The poll, conducted by Democratic-leaning firm Public Policy Polling (PPP), shows 49 percent of Minnesota voters do not believe the state constitution should be amended to ensure legal recognition for only unions between a man and a woman. Forty-three percent of voters support the amendment. That marks a stark shift since PPP’s previous survey of Minnesota in January, when 48 percent of the state’s voters expressed support for the amendment. The latest survey also shows that 47 percent believe same-sex marriage should be legal, the same percentage of Minnesota voters who said it should be illegal in the January poll.

Voters have rejected same-sex marriage in all 32 states where the issue has been on the ballot. Last month, North Carolina became the 30th state to institute a same-sex marriage ban when voters overwhelmingly passed an amendment to the state’s constitution. But LGBT advocates have had the wind at their backs in the month following that vote.

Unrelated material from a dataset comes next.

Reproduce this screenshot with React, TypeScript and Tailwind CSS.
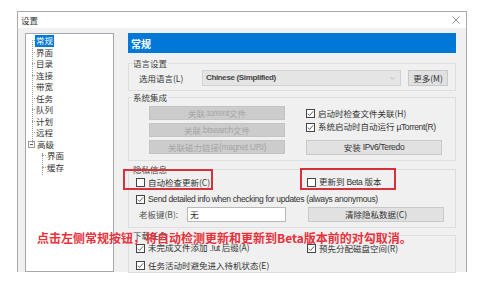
import { ReactNode } from 'react'

const ui = "font-['Noto_Sans_CJK_SC',sans-serif]"
const latin = "font-['Liberation_Sans','Noto_Sans_CJK_SC',sans-serif] tracking-[-0.35px]"

function Check({ checked, label }: { checked?: boolean; label: ReactNode }) {
  return (
    <div className="flex items-center gap-[3px] h-[14px] text-[8.5px] text-[#333]">
      <span className="w-[9px] h-[9px] border border-[#444] bg-white flex items-center justify-center shrink-0">
        {checked && (
          <svg viewBox="0 0 8 8" className="w-[7px] h-[7px]">
            <path d="M1 4.2 L3 6.2 L7 1.5" fill="none" stroke="#333" strokeWidth="0.9" />
          </svg>
        )}
      </span>
      <span className="whitespace-nowrap">{label}</span>
    </div>
  )
}

function Group({ title, children, className = '' }: { title: string; children: ReactNode; className?: string }) {
  return (
    <fieldset className={`border border-[#dedede] ${className}`}>
      <legend className="ml-[3px] px-[1px] text-[8.5px] leading-[12px] text-[#444]">{title}</legend>
      {children}
    </fieldset>
  )
}

function DisabledBtn({ children }: { children: ReactNode }) {
  return (
    <div className="h-[14px] bg-[#cccccc] border border-[#c4c4c4] flex items-center justify-center text-[8.5px] text-[#a6a6a6] whitespace-nowrap">
      {children}
    </div>
  )
}

function Btn({ children, className = '' }: { children: ReactNode; className?: string }) {
  return (
    <div className={`h-[15px] bg-[#e1e1e1] border border-[#c9c9c9] flex items-center justify-center text-[8.5px] text-[#333] whitespace-nowrap ${className}`}>
      {children}
    </div>
  )
}

const treeTop = ['常规', '界面', '目录', '连接', '带宽', '任务', '队列', '计划', '远程']

export default function App() {
  return (
    <div className={`relative w-[486px] h-[285px] bg-white overflow-hidden pt-[11px] pl-[17px] ${ui}`}>
      <div className="w-[450px] h-[261px] border-t border-l border-r border-[#a9a9a9] flex flex-col">
        {/* title bar */}
        <div className="h-[16px] bg-white flex items-center justify-between pl-[3px] pr-[6px] shrink-0">
          <span className="text-[8.5px] text-[#333]">设置</span>
          <svg viewBox="0 0 8 8" className="w-[8px] h-[8px]">
            <path d="M0.5 0.5 L7.5 7.5 M7.5 0.5 L0.5 7.5" stroke="#666" strokeWidth="0.7" />
          </svg>
        </div>

        <div className="flex-1 bg-[#f0f0f0] flex pt-[5px] pl-[7px] pr-[10px] gap-[14px] min-h-0">
          {/* tree */}
          <div className="relative w-[89px] bg-white border border-[#a3a8ae] pt-[1px] text-[8.5px] text-[#333] leading-[11.5px]">
            <span className="absolute left-[6px] top-[6px] h-[103px] border-l border-dotted border-[#9a9a9a]" />
            <span className="absolute left-[16px] top-[119px] h-[22px] border-l border-dotted border-[#9a9a9a]" />
            {treeTop.map((t, i) => (
              <div key={t} className="flex items-center h-[11.5px] pl-[6px]">
                <span className="w-[3px] border-t border-dotted border-[#9a9a9a]" />
                <span className={i === 0 ? 'bg-[#0078d7] text-white px-[1px]' : 'px-[1px]'}>{t}</span>
              </div>
            ))}
            <div className="flex items-center h-[11.5px] pl-[2px]">
              <span className="w-[7px] h-[7px] border border-[#9a9a9a] bg-white flex items-center justify-center mr-[1px]">
                <span className="w-[3px] border-t border-[#555]" />
              </span>
              <span className="px-[1px]">高级</span>
            </div>
            {['界面', '缓存'].map((t) => (
              <div key={t} className="flex items-center h-[11.5px] pl-[16px]">
                <span className="w-[4px] border-t border-dotted border-[#9a9a9a]" />
                <span className="px-[1px]">{t}</span>
              </div>
            ))}
          </div>

          {/* settings page */}
          <div className="flex-1 flex flex-col min-w-0">
            <div className="h-[20px] bg-[#0078d7] text-white font-bold text-[10px] flex items-center pl-[3px] shrink-0">常规</div>

            <Group title="语言设置" className="mt-[4px]">
              <div className="flex items-center h-[16px] mt-[1px] mb-[4px] pl-[10px]">
                <span className="w-[63px] text-[8.5px] text-[#333]">选用语言(L)</span>
                <div className="w-[199px] h-[16px] bg-[#e5e5e5] border border-[#d2d2d2] flex items-center justify-between pl-[3px] pr-[5px]">
                  <span className={`text-[8px] font-semibold text-[#444] ${latin}`}>Chinese (Simplified)</span>
                  <svg viewBox="0 0 6 4" className="w-[5px] h-[3px]">
                    <path d="M0.5 0.5 L3 3 L5.5 0.5" fill="none" stroke="#999" strokeWidth="0.7" />
                  </svg>
                </div>
                <Btn className="ml-[7px] w-[40px] h-[16px]">更多(M)</Btn>
              </div>
            </Group>

            <Group title="系统集成">
              <div className="flex gap-[21px] pl-[20px] pt-[3px] pb-[5px]">
                <div className="w-[136px] flex flex-col gap-[3px]">
                  <DisabledBtn>
                    关联 <span className={latin}>.torrent</span> 文件
                  </DisabledBtn>
                  <DisabledBtn>
                    关联 <span className={latin}>.btsearch</span> 文件
                  </DisabledBtn>
                  <DisabledBtn>
                    关联磁力链接<span className={latin}>(magnet URI)</span>
                  </DisabledBtn>
                </div>
                <div className="w-[136px] flex flex-col">
                  <Check checked label="启动时检查文件关联(H)" />
                  <Check checked label={<>系统启动时自动运行 <span className={latin}>µTorrent(R)</span></>} />
                  <Btn className="mt-[6px] h-[14px]">
                    安装 <span className={latin}>&nbsp;IPv6/Teredo</span>
                  </Btn>
                </div>
              </div>
            </Group>

            <Group title="隐私信息" className="mt-[2px]">
              <div className="flex flex-col pl-[7px] pb-[5px]">
                <div className="flex h-[14px]">
                  <div className="w-[171px]">
                    <Check label="自动检查更新(C)" />
                  </div>
                  <Check label={<>更新到 <span className={latin}>Beta</span> 版本</>} />
                </div>
                <div className="mt-[3px]">
                  <Check checked label={<span className={latin}>Send detailed info when checking for updates (always anonymous)</span>} />
                </div>
                <div className="flex items-center h-[15px] mt-[1px]">
                  <span className="w-[51px] pl-[3px] text-[8.5px] text-[#555]">老板键(B):</span>
                  <div className="w-[99px] h-[15px] bg-white border border-[#b8b8b8] text-[8.5px] text-[#333] pl-[2px] flex items-center">无</div>
                  <Btn className="ml-[22px] w-[136px] h-[14px]">清除隐私数据(C)</Btn>
                </div>
              </div>
            </Group>

            <Group title="下载任务" className="mt-[1px] flex-1">
              <div className="flex flex-col pl-[7px]">
                <div className="flex h-[14px]">
                  <div className="w-[171px]">
                    <Check checked label={<>未完成文件添加 <span className={latin}>.!ut</span> 后缀(A)</>} />
                  </div>
                  <Check checked label="预先分配磁盘空间(R)" />
                </div>
                <div className="mt-[3px]">
                  <Check checked label="任务活动时避免进入待机状态(E)" />
                </div>
              </div>
            </Group>
          </div>
        </div>
      </div>

      {/* annotation overlays */}
      <div className="absolute left-[123px] top-[169px] w-[90px] h-[21px] border-2 border-[#d7323c]" />
      <div className="absolute left-[300px] top-[168px] w-[96px] h-[22px] border-2 border-[#d7323c]" />
      <div className="absolute left-[37px] top-[230px] text-[12px] leading-[16px] font-bold text-[#e8323c] whitespace-nowrap">
        点击左侧常规按钮，将自动检测更新和更新到Beta版本前的对勾取消。
      </div>
    </div>
  )
}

President Barack Obama’s public support for same-sex marriage — an announcement that came one day after the vote in North Carolina — appears to have accelerated a shift in public opinion among black voters. A law legalizing same-sex marriage is expected to be upheld at the ballot box in Maryland, where a majority of black voters now support the right of gay and lesbian couples to get married. Voters in Maine and Washington could also approve same-sex marriage in November.

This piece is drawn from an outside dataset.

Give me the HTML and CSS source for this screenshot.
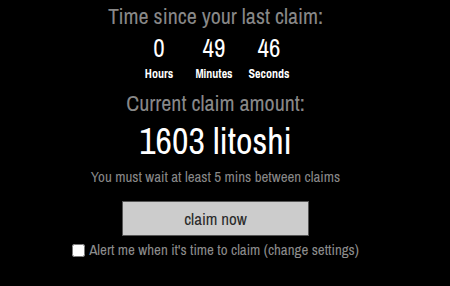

Obama’s endorsement may have given a shot in the arm to gay marriage supporters in Minnesota, where the president remains popular. A spokesperson for the campaign to defeat the Minnesota amendment told TPM Monday that interest in their cause ballooned almost immediately following Obama’s announcement in May. The referendum also serves as a political litmus test in what has been a solidly blue state.

Emboldened after gaining majority control of the Minnesota Legislature in 2010 for the first time in 38 years, Republicans passed the constitutional amendment on a largely party-line vote. But Democrats have won Minnesota in every presidential election since 1972, and Obama is a strong favorite to win there again this year. The results of Tuesday’s poll signal that Minnesota voters are ready to back the president on same-sex marriage too.